Photos by Marc Thomas Kallweit

Intersection of Innovation

In 2015, nearly 50 years after Davis installed the country’s first protected bicycle lane, planners returned the city to the vanguard of bike-friendly America with another first in the nation: a protected bicycle intersection. Referred to as a Dutch Junction for emulating (if not precisely echoing) similar infrastructure in The Netherlands, the intersection appended four telltale green cycling paths to preexisting crosswalks at Covell Boulevard and J Street. The crosswalks and bike lanes are joined at concrete elbows on each corner, separating both cyclists and pedestrians from notoriously speedy car traffic on Covell.

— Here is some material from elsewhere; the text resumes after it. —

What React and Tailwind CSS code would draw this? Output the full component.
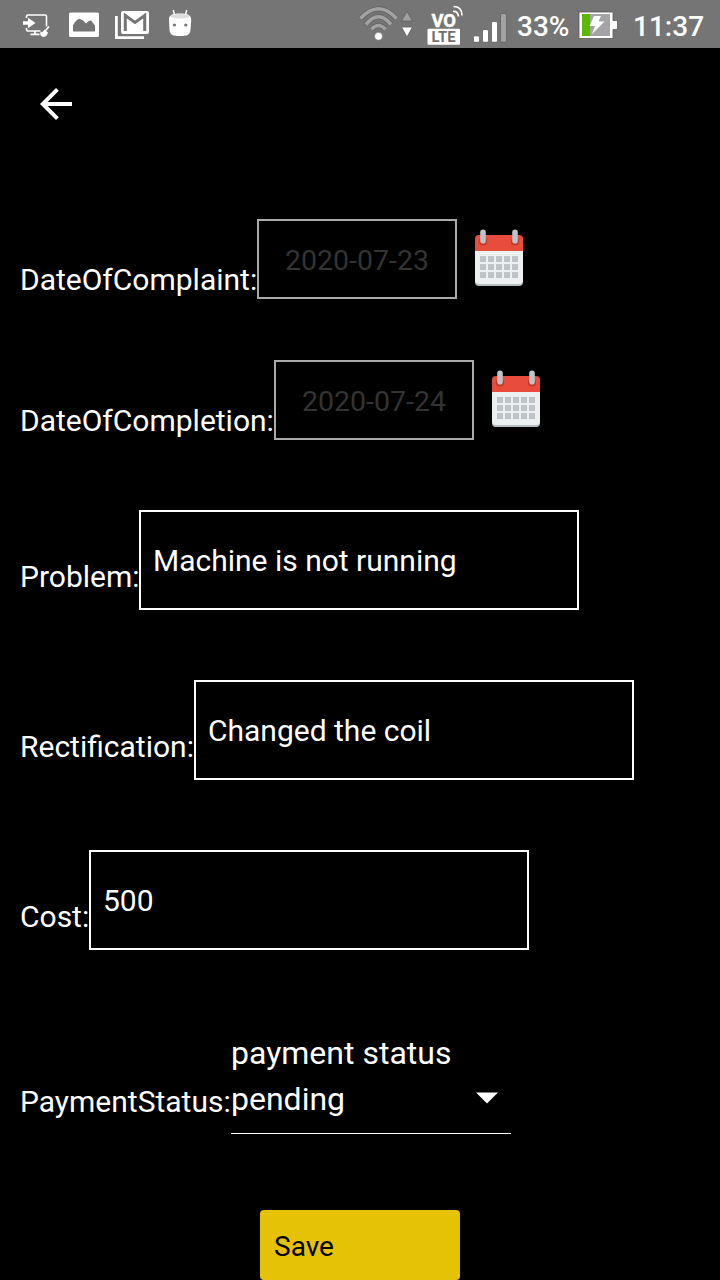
function StatusIcons() {
  return (
    <svg className="block h-12 w-[200px]" viewBox="0 0 200 48" fill="none">
      <g stroke="#fff" strokeWidth="1.6" strokeLinejoin="round">
        <path d="M26.500 18V16.500Q26.500 15 28 15H45Q46.500 15 46.500 16.500V26.500M26.500 28V29.500Q26.500 31 28 31H40.500" />
        <path d="M30.500 34.300H39.500M35 31V34" strokeWidth="1.800" />
        <path d="M45.500 30.500L49 26.500" />
      </g>
      <path d="M23 21.300H28V17.800L35.500 23L28 28.200V24.700H23Z" fill="#fff" />
      <path d="M40 32.500Q43 32.500 44.500 29.500L48 32.500Q47 36.500 43.500 37Q40 36.500 40 32.500Z" fill="#fff" />
      <path
        fill="#fff"
        fillRule="evenodd"
        d="M70.500 12.500H97.500Q99 12.500 99 14V35.500Q99 37 97.500 37H70.500Q69 37 69 35.500V14Q69 12.500 70.500 12.500ZM73 31.500V25.500Q76 19.500 79.500 18.800Q83 19.500 86 23.500Q89 19.800 91 20.500L95 25.500V31.500Z"
      />
      <path d="M116.400 16V37.700H144" stroke="#fff" strokeWidth="2.800" />
      <rect x="121" y="11" width="28" height="23" rx="2" fill="#fff" />
      <path d="M125.300 31V15.500L135 22.500L144.700 15.500V31" stroke="#757575" strokeWidth="3" />
      <path d="M174.700 16L173.300 10M185.300 16L186.700 10" stroke="#fff" strokeWidth="1.500" />
      <path
        d="M169 20C168.500 15.500 172 13.500 180 13.500S191.500 15.500 191.200 20L190.500 30C190 35 187 36 180 36S170 35 169.500 30Z"
        fill="#fff"
      />
      <ellipse cx="180" cy="16.200" rx="9.500" ry="2.200" fill="#dcdcdc" />
      <circle cx="174.400" cy="25" r="1.600" fill="#757575" />
      <circle cx="185.800" cy="25" r="1.600" fill="#757575" />
    </svg>
  );
}

const WIFI_ARCS = [
  "M360.500 18.500Q378.500 -1 396.500 18.500",
  "M366 24.500Q378.500 9 391 24.500",
  "M371.500 29.500Q378.500 21.500 385.500 29.500",
];

function SignalIcons() {
  return (
    <svg className="block h-12 w-[152px]" viewBox="358 0 152 48" fill="none">
      {WIFI_ARCS.map((d) => (
        <g key={d}>
          <path d={d} stroke="#606060" strokeWidth="5" />
          <path d={d} stroke="#a2a2a2" strokeWidth="3.600" />
        </g>
      ))}
      <circle cx="378.500" cy="36.300" r="4" fill="#fff" stroke="#686868" strokeWidth=".6" />
      <path d="M401.500 21L407 11.500L412.500 21Z" fill="#a0a0a0" stroke="#606060" strokeWidth=".8" />
      <path d="M401.500 27H412.500L407 37Z" fill="#fff" stroke="#606060" strokeWidth=".8" />
      <text x="431.500" y="26.800" fill="#fff" stroke="#fff" strokeWidth=".5" fontFamily="Roboto, sans-serif" fontSize="18.500" fontWeight="700" textLength="24.500" lengthAdjust="spacingAndGlyphs">VO</text>
      <path d="M453 11.500Q458 11 458.500 16.500M453.500 6.500Q462 6.500 462 15.500" stroke="#fff" strokeWidth="1.700" />
      <rect x="427.500" y="28.700" width="32.500" height="16" rx="1" fill="#fff" />
      <text x="431.500" y="42" fill="#707070" fontFamily="Roboto, sans-serif" fontSize="14.500" fontWeight="700" textLength="24" lengthAdjust="spacingAndGlyphs">LTE</text>
      <g stroke="#606060" strokeWidth=".8">
        <rect x="473.500" y="35.800" width="6" height="6.500" rx="1.500" fill="#fff" />
        <rect x="482.500" y="29.500" width="6" height="12.800" rx="1.500" fill="#fff" />
        <rect x="491.500" y="21.500" width="6" height="20.800" rx="1.500" fill="#fff" />
        <rect x="500.500" y="13.500" width="6" height="28.800" rx="1.500" fill="#a2a2a2" />
      </g>
    </svg>
  );
}

function BatteryIcon() {
  return (
    <svg className="block h-12 w-10" viewBox="578 0 40 48">
      <path d="M579 12H613V20.500H617.500V29.500H613V38.500H579Z" fill="#fff" stroke="#5a5a5a" strokeWidth=".8" />
      <rect x="582" y="14" width="28" height="22" fill="#a4a4a4" />
      <rect x="582" y="14" width="8" height="22" fill="#5cb800" />
      <path d="M594 16H601L598.500 21.500H604.500L592 34L595 26H589.500Z" fill="#fff" />
    </svg>
  );
}

function CalendarIcon() {
  return (
    <svg className="mt-[9px] ml-[17px] block h-[60px] w-[50px] shrink-0" viewBox="0 0 50 60">
      <rect x="1" y="17" width="48" height="41" rx="4" fill="#b5bfc0" />
      <path d="M1 21H49V52Q49 56 45 56H5Q1 56 1 52Z" fill="#ecf0f1" />
      <path d="M5 7H45Q49 7 49 11V23H1V11Q1 7 5 7Z" fill="#e74c3c" />
      {[9, 41].map((x) => (
        <g key={x}>
          <circle cx={x} cy="13.500" r="4" fill="#c0392b" />
          <rect x={x - 2.8} y="1.500" width="5.600" height="14" rx="2.800" fill="#bdc3c7" />
        </g>
      ))}
      {[28, 36, 44].map((y) =>
        [6, 14, 22, 30, 38].map((x) => (
          <rect key={`${x}-${y}`} x={x} y={y} width="6" height="6" fill="#bdc3c7" />
        ))
      )}
    </svg>
  );
}

function DateRow({ label, value, labelClass, className }) {
  return (
    <div className={`flex h-20 items-start ${className}`}>
      <span className={`mt-[41px] shrink-0 text-[30px] leading-10 whitespace-nowrap ${labelClass}`}>{label}</span>
      <div className="flex h-20 w-[200px] shrink-0 items-center justify-center border-2 border-[#aaaaaa] pt-[5px] text-[28.500px] text-[#333333]">
        {value}
      </div>
      <CalendarIcon />
    </div>
  );
}

function TextRow({ label, value, labelClass, className }) {
  return (
    <div className={`flex h-[100px] items-start ${className}`}>
      <span className={`mt-[47px] shrink-0 text-[30px] leading-10 whitespace-nowrap ${labelClass}`}>{label}</span>
      <div className="flex h-[100px] w-[440px] shrink-0 items-center border-2 border-white pl-3 text-[30px]">{value}</div>
    </div>
  );
}

export default function App() {
  return (
    <div className="flex h-[1280px] w-[720px] flex-col overflow-hidden bg-black font-[Roboto,sans-serif] text-white">
      <header className="flex h-12 shrink-0 items-center bg-[#757575]">
        <StatusIcons />
        <div className="ml-[158px]">
          <SignalIcons />
        </div>
        <span className="ml-[7px] w-[61px] pt-1.5 text-[28px] font-medium whitespace-nowrap">33%</span>
        <BatteryIcon />
        <span className="ml-[15px] pt-1.5 text-[28px] font-medium">11:37</span>
      </header>
      <button className="mt-8 ml-8 h-12 w-12 shrink-0" aria-label="Back">
        <svg className="block h-12 w-12" viewBox="0 0 24 24" fill="#fff">
          <path d="M20 11H7.830l5.590-5.590L12 4l-8 8 8 8 1.410-1.410L7.830 13H20v-2z" />
        </svg>
      </button>
      <main className="flex flex-col pt-[91px] pl-5">
        <DateRow label="DateOfComplaint:" value="2020-07-23" labelClass="w-[237px]" className="" />
        <DateRow label="DateOfCompletion:" value="2020-07-24" labelClass="w-[254px]" className="mt-[61px]" />
        <TextRow label="Problem:" value="Machine is not running" labelClass="w-[119px]" className="mt-[70px]" />
        <TextRow label="Rectification:" value="Changed the coil" labelClass="w-[174px]" className="mt-[70px]" />
        <TextRow label="Cost:" value="500" labelClass="w-[69px]" className="mt-[70px]" />
        <div className="mt-20 flex h-[104px] items-start">
          <span className="mt-[52px] w-[211px] shrink-0 text-[30px] leading-10 whitespace-nowrap">PaymentStatus:</span>
          <div className="flex h-[104px] w-[280px] flex-col border-b border-white text-[32px]">
            <span className="mt-[3px] leading-10">payment status</span>
            <div className="mt-1.5 flex items-center justify-between pr-3">
              <span className="leading-10">pending</span>
              <svg className="-mt-[3px] block h-3 w-6" viewBox="0 0 24 12">
                <path d="M1 0.500H23L12 11.500Z" fill="#fff" />
              </svg>
            </div>
          </div>
        </div>
        <button className="mt-[76px] ml-60 flex h-[70px] w-[200px] items-center rounded-[4px] bg-[#e6c207] pt-[3px] pl-3.5 text-[28px] text-black">
          Save
        </button>
      </main>
    </div>
  );
}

Two years later, the safe, intuitive and relatively inexpensive (at $1 million, paid for largely by the housing development on the intersection’s north side) results have sparked similar projects in San Francisco, Berkeley, Chicago, Austin, Salt Lake City, and other major U.S. cities. They also raise a new question for Davis, where nearly a quarter of residents bike to work: What will this trailblazing city think of next? We’re sure its wheels are turning as we speak.

Courtesy of Mark Thomas

Cool Hot Chocolate

Long before Ernesto Delgado—who owns Tequila Museo Mayahuel, La Cosecha and Mesa Mercado—became an admired local restaurateur, he was a curious kid sitting in the kitchen of his family’s home in the western Mexican state of Michoacán, watching his mother stir chunks of Abuelita (which means “grandma” in Spanish) chocolate into steamy milk with a wooden whisk. That ritual became so engrained in his palate’s memory that he created a dessert in its honor at Mayahuel three years ago, using the same popular, cinnamon-spiced Mexican cocoa brand. La Abuelita Ice Cream is a frozen, summery version of the classic winter treat, with the velvety richness of a cup of hot chocolate and the dense, creamy texture of homemade ice cream—so thick you must brace the cup with your hand to dig in for a spoonful. Topped with a cloud of cinnamon-dusted whipped cream and a cinnamon stick, it’s served in a coffee mug to round out the nostalgic post-dinner, pre-bedtime experience. Sweet dreams. 1200 K St. 441-7200. experiencemayahuel.com

Photo courtesy of Mayahuel

Arch De Triumph

The bow on the hopeful package that is Oak Park’s renaissance is the grand sign that marks the 35th Street entrance to McClatchy Park. When the neighborhood was established as Sacramento’s first suburb in 1903, the 30-foot-tall Oak Park arch announced the terminus of the streetcar line that ferried early commuters and later visitors to the Joyland Amusement Park. Although the exact date of the structure’s demise is unclear, it was likely a casualty of a general decline that began after Joyland burned down in the 1920s. When the area began its comeback in the early aughts, its business association got the idea to reconstitute the historic sign, and in December 2016 a new replica of the original iron Beaux-Arts-influenced frame went up. “Let’s meet at the arch,” is now a common phrase between neighbors in this tight-knit community that prides itself equally on its past and its future.